What you have to do = Count how many lines in this material contain "React". The answer is that number alone.

Rows from a dataset of pages and code
— Start —

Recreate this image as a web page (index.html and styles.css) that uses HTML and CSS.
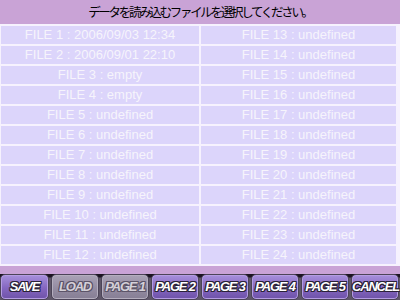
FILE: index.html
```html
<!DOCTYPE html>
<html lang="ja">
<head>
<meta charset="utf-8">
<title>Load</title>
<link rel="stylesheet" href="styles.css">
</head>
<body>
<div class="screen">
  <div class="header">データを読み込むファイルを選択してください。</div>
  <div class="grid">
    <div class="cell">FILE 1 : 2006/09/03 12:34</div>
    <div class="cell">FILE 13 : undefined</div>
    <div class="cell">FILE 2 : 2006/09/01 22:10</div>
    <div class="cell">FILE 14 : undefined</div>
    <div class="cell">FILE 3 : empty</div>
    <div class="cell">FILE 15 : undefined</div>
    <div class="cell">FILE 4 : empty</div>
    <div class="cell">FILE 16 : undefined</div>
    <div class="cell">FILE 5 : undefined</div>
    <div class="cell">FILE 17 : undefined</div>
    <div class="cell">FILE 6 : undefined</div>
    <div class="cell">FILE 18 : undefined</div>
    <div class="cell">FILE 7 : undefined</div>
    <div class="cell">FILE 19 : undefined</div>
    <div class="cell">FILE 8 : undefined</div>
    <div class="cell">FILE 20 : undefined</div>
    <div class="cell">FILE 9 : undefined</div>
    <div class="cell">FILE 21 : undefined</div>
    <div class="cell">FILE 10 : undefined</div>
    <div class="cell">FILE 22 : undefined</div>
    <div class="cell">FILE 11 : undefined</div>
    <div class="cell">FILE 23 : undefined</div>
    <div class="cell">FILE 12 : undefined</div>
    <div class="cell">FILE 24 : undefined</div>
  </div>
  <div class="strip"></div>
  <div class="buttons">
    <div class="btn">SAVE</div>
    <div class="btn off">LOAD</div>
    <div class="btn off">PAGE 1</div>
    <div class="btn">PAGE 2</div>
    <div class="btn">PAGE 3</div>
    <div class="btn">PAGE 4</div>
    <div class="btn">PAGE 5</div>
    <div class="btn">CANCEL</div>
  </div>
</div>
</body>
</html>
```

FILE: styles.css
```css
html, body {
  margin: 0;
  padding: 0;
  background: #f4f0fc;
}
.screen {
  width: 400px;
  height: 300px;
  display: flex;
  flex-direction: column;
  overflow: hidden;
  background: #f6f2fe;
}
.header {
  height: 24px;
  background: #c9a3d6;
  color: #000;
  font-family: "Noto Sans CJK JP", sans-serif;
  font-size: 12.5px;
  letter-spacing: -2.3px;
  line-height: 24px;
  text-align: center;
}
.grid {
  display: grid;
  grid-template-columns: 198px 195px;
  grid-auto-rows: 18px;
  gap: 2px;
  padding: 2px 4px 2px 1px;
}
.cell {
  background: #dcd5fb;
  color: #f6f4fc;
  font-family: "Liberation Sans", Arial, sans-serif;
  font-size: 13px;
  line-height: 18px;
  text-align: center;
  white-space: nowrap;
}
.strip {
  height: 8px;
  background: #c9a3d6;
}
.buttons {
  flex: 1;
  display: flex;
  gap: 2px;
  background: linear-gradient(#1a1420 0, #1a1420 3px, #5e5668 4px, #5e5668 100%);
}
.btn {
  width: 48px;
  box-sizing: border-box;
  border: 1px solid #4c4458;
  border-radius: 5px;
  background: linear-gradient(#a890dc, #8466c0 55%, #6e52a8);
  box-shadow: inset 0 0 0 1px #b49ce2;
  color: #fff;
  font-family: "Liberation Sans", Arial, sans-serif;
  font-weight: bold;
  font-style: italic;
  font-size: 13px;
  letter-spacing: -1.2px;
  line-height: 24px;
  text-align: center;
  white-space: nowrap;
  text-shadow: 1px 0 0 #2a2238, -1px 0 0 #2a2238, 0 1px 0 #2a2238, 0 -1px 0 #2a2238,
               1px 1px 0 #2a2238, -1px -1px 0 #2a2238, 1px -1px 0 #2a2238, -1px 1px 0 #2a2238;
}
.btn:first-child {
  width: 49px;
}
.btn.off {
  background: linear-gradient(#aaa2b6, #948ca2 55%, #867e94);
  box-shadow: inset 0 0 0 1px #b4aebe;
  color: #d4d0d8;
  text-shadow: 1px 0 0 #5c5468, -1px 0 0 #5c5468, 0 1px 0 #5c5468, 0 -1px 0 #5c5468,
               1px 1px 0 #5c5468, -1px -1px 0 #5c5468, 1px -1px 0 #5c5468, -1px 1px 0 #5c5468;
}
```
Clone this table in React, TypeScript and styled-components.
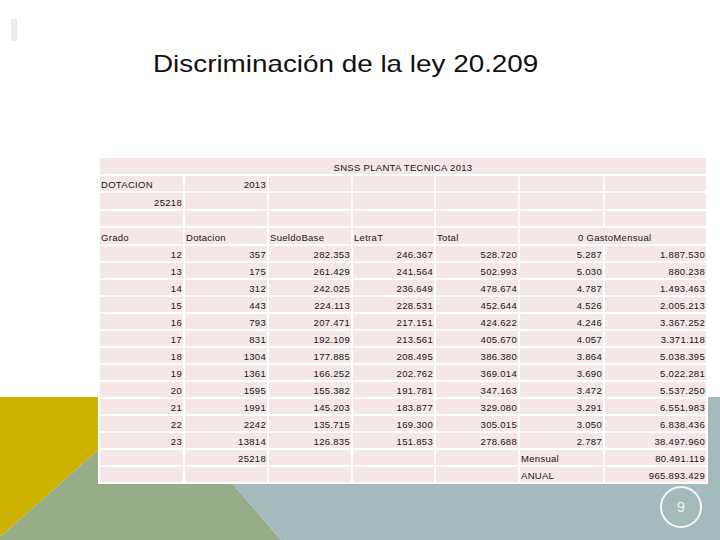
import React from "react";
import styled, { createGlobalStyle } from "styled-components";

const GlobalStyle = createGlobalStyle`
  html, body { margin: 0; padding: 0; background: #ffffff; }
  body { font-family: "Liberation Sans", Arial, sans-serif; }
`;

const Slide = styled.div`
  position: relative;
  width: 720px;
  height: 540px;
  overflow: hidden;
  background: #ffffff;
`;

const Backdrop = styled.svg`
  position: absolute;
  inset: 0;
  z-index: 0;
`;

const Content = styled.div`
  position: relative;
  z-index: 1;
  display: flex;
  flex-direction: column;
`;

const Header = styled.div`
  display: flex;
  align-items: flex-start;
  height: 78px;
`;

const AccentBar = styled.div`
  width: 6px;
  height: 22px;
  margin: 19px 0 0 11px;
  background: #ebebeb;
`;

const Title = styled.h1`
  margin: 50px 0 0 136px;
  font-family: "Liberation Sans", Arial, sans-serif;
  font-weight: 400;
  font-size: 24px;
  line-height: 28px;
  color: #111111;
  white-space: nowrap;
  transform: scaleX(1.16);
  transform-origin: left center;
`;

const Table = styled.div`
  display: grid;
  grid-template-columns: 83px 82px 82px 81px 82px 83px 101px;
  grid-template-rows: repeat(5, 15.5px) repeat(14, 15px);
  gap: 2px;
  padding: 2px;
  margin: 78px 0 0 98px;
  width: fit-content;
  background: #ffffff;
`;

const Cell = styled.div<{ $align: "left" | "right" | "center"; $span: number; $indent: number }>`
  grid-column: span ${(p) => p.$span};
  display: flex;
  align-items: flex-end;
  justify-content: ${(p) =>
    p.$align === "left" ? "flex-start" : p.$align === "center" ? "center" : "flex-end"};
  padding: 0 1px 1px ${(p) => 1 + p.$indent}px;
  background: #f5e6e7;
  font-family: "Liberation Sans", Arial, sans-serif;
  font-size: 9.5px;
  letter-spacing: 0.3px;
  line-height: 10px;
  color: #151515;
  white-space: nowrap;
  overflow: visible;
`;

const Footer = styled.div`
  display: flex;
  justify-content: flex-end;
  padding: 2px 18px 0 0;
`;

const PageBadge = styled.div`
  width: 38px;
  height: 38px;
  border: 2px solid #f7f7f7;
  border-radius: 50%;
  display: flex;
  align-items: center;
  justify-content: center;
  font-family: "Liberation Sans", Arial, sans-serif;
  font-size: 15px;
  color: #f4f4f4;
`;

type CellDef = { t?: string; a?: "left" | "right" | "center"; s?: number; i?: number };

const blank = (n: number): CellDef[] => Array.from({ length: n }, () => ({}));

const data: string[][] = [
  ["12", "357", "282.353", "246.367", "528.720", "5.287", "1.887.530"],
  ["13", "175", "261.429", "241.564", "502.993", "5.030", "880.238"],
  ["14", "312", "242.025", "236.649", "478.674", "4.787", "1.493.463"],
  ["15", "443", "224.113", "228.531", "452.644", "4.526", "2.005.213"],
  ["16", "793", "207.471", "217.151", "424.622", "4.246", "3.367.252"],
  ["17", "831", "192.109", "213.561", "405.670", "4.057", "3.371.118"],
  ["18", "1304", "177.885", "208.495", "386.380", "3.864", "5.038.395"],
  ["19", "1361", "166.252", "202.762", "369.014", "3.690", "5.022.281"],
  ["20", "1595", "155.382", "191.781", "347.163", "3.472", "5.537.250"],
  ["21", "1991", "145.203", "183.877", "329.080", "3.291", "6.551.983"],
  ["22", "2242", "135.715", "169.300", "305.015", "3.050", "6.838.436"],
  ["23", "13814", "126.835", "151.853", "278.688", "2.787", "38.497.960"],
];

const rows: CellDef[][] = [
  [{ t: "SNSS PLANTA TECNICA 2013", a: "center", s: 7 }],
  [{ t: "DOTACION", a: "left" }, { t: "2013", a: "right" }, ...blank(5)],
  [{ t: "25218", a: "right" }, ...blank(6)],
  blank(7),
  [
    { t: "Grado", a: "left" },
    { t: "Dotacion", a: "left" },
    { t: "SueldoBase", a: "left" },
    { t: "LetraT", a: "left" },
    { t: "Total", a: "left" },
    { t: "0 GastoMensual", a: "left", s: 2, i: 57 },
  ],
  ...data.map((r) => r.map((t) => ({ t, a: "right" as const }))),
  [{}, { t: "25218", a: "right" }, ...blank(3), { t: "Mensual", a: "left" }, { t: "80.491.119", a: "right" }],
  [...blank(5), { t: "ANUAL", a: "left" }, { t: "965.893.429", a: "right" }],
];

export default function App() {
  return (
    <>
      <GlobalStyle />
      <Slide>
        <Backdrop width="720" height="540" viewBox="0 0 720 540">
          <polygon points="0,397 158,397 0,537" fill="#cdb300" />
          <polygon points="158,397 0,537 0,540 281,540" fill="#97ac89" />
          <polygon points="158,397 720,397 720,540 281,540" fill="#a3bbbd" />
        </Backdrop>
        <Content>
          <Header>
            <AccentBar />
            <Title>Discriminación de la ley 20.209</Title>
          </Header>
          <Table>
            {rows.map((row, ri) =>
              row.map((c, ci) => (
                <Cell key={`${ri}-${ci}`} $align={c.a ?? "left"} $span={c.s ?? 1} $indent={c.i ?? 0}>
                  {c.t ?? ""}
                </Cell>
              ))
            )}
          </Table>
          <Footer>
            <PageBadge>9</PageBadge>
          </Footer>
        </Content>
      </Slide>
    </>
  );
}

— End —
— Start —

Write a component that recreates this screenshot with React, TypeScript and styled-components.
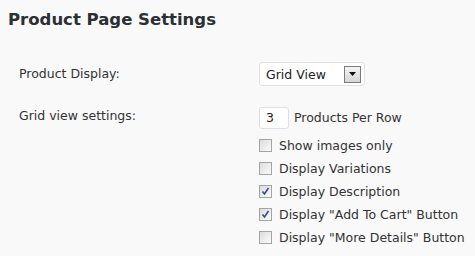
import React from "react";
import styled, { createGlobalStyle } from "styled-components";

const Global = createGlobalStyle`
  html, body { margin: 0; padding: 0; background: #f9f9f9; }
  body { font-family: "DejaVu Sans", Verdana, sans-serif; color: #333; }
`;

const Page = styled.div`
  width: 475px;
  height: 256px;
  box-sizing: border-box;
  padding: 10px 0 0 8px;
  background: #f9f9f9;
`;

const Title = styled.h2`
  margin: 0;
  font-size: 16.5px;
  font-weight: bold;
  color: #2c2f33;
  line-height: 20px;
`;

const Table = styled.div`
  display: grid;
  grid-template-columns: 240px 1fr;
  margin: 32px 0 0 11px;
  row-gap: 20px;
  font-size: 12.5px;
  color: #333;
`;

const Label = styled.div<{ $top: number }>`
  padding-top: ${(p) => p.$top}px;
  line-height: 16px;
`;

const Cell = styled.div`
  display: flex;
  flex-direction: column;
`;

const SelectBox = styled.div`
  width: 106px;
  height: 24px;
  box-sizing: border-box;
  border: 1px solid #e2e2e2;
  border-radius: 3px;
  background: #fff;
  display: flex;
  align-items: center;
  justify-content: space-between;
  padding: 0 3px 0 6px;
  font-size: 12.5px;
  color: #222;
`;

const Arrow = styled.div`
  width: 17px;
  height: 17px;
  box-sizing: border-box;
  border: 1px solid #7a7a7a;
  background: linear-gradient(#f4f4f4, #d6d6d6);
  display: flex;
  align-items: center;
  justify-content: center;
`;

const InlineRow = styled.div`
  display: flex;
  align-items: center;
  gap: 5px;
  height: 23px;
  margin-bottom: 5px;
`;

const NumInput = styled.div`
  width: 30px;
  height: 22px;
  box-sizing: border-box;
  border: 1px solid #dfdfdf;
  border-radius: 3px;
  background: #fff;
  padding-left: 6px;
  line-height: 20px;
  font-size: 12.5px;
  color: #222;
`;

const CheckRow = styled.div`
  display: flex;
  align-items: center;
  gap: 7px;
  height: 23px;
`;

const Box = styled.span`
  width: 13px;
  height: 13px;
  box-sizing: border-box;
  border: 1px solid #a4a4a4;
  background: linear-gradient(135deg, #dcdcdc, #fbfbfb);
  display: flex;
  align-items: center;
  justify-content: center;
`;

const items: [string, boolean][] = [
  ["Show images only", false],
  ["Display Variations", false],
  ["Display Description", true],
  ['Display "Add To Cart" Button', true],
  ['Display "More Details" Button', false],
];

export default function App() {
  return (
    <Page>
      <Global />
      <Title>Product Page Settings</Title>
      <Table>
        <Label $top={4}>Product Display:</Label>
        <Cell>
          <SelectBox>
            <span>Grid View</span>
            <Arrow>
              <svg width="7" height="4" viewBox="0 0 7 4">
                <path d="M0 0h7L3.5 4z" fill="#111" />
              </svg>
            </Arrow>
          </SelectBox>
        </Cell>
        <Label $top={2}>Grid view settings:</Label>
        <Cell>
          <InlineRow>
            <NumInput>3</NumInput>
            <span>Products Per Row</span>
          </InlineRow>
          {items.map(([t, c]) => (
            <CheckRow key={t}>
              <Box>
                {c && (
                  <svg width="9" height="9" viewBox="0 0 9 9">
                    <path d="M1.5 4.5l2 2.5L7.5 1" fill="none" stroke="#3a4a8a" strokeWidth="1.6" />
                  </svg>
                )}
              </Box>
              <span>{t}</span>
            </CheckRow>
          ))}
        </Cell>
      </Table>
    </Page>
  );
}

— End —
— Start —

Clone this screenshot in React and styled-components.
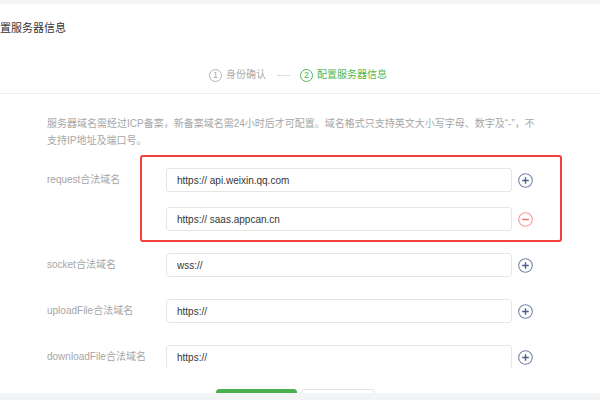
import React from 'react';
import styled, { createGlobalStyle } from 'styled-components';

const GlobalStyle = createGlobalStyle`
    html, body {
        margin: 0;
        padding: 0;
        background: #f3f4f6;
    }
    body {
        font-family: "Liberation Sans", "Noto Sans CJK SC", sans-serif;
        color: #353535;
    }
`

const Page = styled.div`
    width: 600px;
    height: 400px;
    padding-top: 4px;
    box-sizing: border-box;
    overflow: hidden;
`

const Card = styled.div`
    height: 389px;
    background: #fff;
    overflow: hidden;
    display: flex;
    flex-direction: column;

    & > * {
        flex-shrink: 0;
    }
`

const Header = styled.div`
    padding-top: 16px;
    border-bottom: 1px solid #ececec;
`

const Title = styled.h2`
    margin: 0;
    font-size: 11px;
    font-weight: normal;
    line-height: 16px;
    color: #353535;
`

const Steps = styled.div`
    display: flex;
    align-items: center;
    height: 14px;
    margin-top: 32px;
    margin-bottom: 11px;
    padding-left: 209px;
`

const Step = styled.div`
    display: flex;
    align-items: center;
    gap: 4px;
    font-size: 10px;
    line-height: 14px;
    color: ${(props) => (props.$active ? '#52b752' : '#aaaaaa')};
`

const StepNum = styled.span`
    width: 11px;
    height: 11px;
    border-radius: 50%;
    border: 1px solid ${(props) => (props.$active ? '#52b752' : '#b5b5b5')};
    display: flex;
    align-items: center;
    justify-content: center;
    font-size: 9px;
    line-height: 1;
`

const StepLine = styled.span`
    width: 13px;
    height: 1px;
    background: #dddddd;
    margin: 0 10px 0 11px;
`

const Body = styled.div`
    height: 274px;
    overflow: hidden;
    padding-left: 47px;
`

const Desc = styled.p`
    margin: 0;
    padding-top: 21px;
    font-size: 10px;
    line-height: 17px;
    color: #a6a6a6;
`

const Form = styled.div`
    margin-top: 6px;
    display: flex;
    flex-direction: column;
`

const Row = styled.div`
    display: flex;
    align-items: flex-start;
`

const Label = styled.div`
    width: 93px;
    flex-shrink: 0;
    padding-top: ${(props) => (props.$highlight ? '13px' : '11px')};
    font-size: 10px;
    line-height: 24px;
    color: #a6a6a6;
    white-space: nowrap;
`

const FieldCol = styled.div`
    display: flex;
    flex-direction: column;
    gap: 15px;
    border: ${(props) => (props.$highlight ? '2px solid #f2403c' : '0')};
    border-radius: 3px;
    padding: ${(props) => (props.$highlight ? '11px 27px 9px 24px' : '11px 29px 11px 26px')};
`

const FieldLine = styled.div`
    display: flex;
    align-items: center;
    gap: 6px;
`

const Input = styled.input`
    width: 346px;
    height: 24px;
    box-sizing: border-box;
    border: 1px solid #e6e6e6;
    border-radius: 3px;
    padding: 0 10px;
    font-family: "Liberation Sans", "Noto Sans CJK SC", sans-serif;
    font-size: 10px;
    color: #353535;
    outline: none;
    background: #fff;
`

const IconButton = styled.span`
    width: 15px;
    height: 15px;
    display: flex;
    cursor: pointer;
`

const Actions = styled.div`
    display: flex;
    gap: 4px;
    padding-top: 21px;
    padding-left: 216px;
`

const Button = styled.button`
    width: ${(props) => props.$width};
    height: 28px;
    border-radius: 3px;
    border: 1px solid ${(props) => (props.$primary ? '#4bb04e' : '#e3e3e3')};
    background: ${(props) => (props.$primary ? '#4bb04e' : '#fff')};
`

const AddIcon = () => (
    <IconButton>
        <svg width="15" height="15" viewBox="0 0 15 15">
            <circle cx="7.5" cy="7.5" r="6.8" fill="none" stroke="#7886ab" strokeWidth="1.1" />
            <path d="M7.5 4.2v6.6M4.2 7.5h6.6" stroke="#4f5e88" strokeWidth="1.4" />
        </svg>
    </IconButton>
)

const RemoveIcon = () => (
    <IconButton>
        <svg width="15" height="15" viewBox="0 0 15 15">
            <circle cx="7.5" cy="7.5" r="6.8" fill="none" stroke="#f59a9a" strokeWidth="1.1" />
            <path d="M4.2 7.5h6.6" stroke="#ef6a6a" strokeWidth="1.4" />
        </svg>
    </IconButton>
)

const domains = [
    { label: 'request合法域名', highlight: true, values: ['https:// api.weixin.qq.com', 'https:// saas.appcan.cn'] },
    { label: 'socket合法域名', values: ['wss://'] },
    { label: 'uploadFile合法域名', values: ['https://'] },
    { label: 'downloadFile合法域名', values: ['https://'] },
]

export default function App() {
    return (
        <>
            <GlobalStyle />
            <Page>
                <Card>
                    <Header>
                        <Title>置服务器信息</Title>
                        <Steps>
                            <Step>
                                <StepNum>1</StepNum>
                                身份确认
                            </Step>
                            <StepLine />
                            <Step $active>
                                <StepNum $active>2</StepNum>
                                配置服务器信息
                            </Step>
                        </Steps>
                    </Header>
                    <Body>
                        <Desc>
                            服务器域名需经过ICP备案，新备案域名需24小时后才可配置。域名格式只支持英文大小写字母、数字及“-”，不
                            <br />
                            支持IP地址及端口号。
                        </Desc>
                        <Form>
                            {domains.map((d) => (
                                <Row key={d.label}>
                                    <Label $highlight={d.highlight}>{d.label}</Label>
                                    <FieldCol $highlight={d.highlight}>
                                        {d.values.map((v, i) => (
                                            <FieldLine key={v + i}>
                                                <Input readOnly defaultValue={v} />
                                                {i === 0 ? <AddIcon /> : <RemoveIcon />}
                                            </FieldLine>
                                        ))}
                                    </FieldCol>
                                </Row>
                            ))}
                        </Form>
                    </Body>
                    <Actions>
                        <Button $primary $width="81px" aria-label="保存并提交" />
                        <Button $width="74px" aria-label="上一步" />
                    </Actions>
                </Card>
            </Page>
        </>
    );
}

— End —

Task output = 6